Il 6 settembre 2010 è stato recuperato il terzo chiamato “Vincenzo T” in ricordo di Vincenzo Tusa, il padre di Sebastiano, archeologo che ha diretto per molti anni la Soprintendenza di Palermo. Questo è un rostro sicuramente di matrice cartaginese perché reca l’iscrizione a caratteri punici di invocazione propiziatoria alla battaglia “possa quest’arma distruggere la nave del nemico”.
Infine, 24 agosto 2011, il quarto invece sicuramente romano per l’iscrizione in rilievo questa volta in latino.

Un altro rostro, conosciuto come Belgammel, il nome del luogo dove è stato è stato recuperato, al largo della costa libica, nei pressi di Tobruk. È lungo 64 centimetri e pesa poco meno di venti chili, tipico di piccole navi da guerra. Ora è esposto nel Museo di Tripoli.

Ma i sette rostri siciliani sono nulla, come dimensioni, al confronto con il famoso rostro di Athlit recuperato nel 1980 in meno di cinque metri d’acqua, sepolto nella sabbia, a sud di Haifa in Israele. Una delle più grandi fusioni in bronzo a cera persa mai trovata, lungo due metri e trenta centimetri e alto 80, insieme alla sezioni di legno pesava 600 Kg, solo il bronzo 465.
Ben evidenti quattro simboli in rilievo  che simboleggiano le divinità per salvaguardare e proteggere i marinai. Il tridente di Poseidone, un casco sormontato da una stella, il segno dei Dioscuri, una testa d’aquila e un caduceo, infine la bacchetta di Hermes. Dai test esguiti con il carbonio 14 la datazione è tra il 400 e il 130 a.C. e destinato a una nave ellenistica di media grandezza, un quadrireme, o una trireme, probabilemte parte di una nave della flotta di Tolomeo IV.

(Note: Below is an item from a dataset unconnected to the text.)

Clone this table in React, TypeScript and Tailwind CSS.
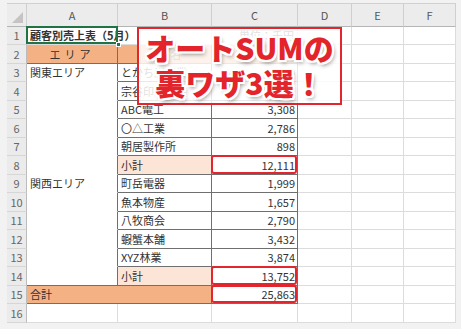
import type { ReactNode } from "react";

const FONT = "font-['Noto_Sans_CJK_JP',sans-serif]";

// light grid line / dark table line
const GRID = "border-r border-b border-[#dcdcdc]";

function Cell({ className = "", children }: { className?: string; children?: ReactNode }) {
  return (
    <div className={`relative flex items-center px-[3px] whitespace-nowrap text-[11px] text-[#333] ${className}`}>
      {children}
    </div>
  );
}

function RowHead({ n }: { n: number }) {
  return (
    <div className="flex items-center justify-center border-r border-b border-r-[#bcbcbc] border-b-[#d6d6d6] bg-[#ebebeb] text-[11px] text-[#666]">
      {n}
    </div>
  );
}

function RedBox() {
  return <div className="absolute -left-px -top-px right-0 bottom-0 rounded-[3px] border-2 border-[#e3262d]" />;
}

function Empty3() {
  return (
    <>
      <Cell className={GRID} />
      <Cell className={GRID} />
      <Cell className={GRID} />
    </>
  );
}

// table rows 3..14: [row, area, customer, sales, subtotal?]
const BODY: [number, string, string, string, boolean][] = [
  [3, "関東エリア", "とかち川産業", "2,059", false],
  [4, "", "宗谷印刷", "3,060", false],
  [5, "", "ABC電工", "3,308", false],
  [6, "", "〇△工業", "2,786", false],
  [7, "", "朝居製作所", "898", false],
  [8, "", "小計", "12,111", true],
  [9, "関西エリア", "町岳電器", "1,999", false],
  [10, "", "魚本物産", "1,657", false],
  [11, "", "八牧商会", "2,790", false],
  [12, "", "蝦蟹本舗", "3,432", false],
  [13, "", "XYZ林業", "3,874", false],
  [14, "", "小計", "13,752", true],
];

export default function App() {
  return (
    <div className={`relative h-[329px] w-[461px] overflow-hidden bg-[#f2f2f2] pl-[7px] pt-[3px] ${FONT}`}>
      <div className="grid w-[449px] grid-cols-[20px_91px_94px_86px_54px_52px_52px] grid-rows-[23px_18px_19px_18px_19px_18px_19px_18px_19px_18px_19px_18px_19px_18px_19px_18px_19px] border-t border-[#d0d0d0] bg-white">
        {/* column headers */}
        <div className="relative border-r border-b border-r-[#cfcfcf] border-b-[#b5b5b5] bg-[#ececec]">
          <svg className="absolute bottom-[3px] right-[3px]" width="11" height="11" viewBox="0 0 11 11">
            <polygon points="11,0 11,11 0,11" fill="#c4c4c4" />
          </svg>
        </div>
        {["A", "B", "C", "D", "E", "F"].map((l) => (
          <div
            key={l}
            className="flex items-center justify-center border-r border-b border-r-[#cfcfcf] border-b-[#b5b5b5] bg-[#ececec] text-[11px] text-[#555]"
          >
            {l}
          </div>
        ))}

        {/* row 1 */}
        <RowHead n={1} />
        <Cell className="z-10 border-b border-[#dcdcdc] font-bold text-[#222]">
          顧客別売上表（5月）
          <div className="absolute -left-px -top-px right-0 bottom-0 border-2 border-[#217346]" />
          <div className="absolute -bottom-[3px] right-[-3px] h-[5px] w-[5px] border border-white bg-[#217346]" />
        </Cell>
        <Cell className={GRID} />
        <Cell className={`${GRID} justify-end text-[10px]`}>単位：千円</Cell>
        <Empty3 />

        {/* row 2 */}
        <RowHead n={2} />
        <Cell className="justify-center border-r border-b border-[#6f6f6f] bg-[#f4b183] tracking-[4px]">エリア</Cell>
        <Cell className="justify-center border-r border-b border-[#6f6f6f] bg-[#f4b183]">顧客名</Cell>
        <Cell className="justify-center border-r border-b border-[#6f6f6f] bg-[#f4b183]">売上</Cell>
        <Empty3 />

        {BODY.map(([row, area, name, sales, sub]) => (
          <div key={row} className="contents">
            <RowHead n={row} />
            <Cell className={`border-r border-b border-r-[#6f6f6f] ${row === 14 ? "border-b-[#6f6f6f]" : "border-b-white"}`}>
              {area}
            </Cell>
            <Cell className={`border-r border-b border-[#6f6f6f] ${sub ? "bg-[#fce4d6]" : ""}`}>{name}</Cell>
            <Cell className="justify-end border-r border-b border-[#6f6f6f] pr-[2px]">
              {sales}
              {sub && <RedBox />}
            </Cell>
            <Empty3 />
          </div>
        ))}

        {/* row 15 */}
        <RowHead n={15} />
        <Cell className="col-span-2 border-r border-b border-[#6f6f6f] bg-[#f4b183]">合計</Cell>
        <Cell className="justify-end border-r border-b border-[#6f6f6f] pr-[2px]">
          25,863
          <RedBox />
        </Cell>
        <Empty3 />

        {/* row 16 */}
        <RowHead n={16} />
        <Cell className={GRID} />
        <Cell className={GRID} />
        <Cell className={GRID} />
        <Empty3 />
      </div>

      {/* title overlay */}
      <div className="absolute left-[137px] top-[27px] z-20 flex h-[78px] w-[205px] flex-col items-center justify-center border-2 border-[#e3262d] bg-white/85 pb-[3px]">
        <div className="text-[30px] font-black leading-[35px] text-[#e3242b] [text-shadow:2px_0_#fff,-2px_0_#fff,0_2px_#fff,0_-2px_#fff,2px_2px_#fff,-2px_-2px_#fff,2px_-2px_#fff,-2px_2px_#fff,2px_3px_4px_rgba(0,0,0,0.45)]">
          オートSUMの
        </div>
        <div className="text-[30px] font-black leading-[35px] text-[#e3242b] [text-shadow:2px_0_#fff,-2px_0_#fff,0_2px_#fff,0_-2px_#fff,2px_2px_#fff,-2px_-2px_#fff,2px_-2px_#fff,-2px_2px_#fff,2px_3px_4px_rgba(0,0,0,0.45)]">
          裏ワザ3選！
        </div>
      </div>
    </div>
  );
}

Nella fotografia il rostro, esposto al National Maritime Museum di Haifa con il “papa” dell’archeologia subacquea di Israele, il professore Elisha Linder recentemente scomparso. Tra le altre cose partecipò al convegno del 1985 di Favignana prersentando i risultati della ricerca del “suo” rostro. È stato un grande amico della nostra libreria, lo ricordiamo sempre con profondo affetto.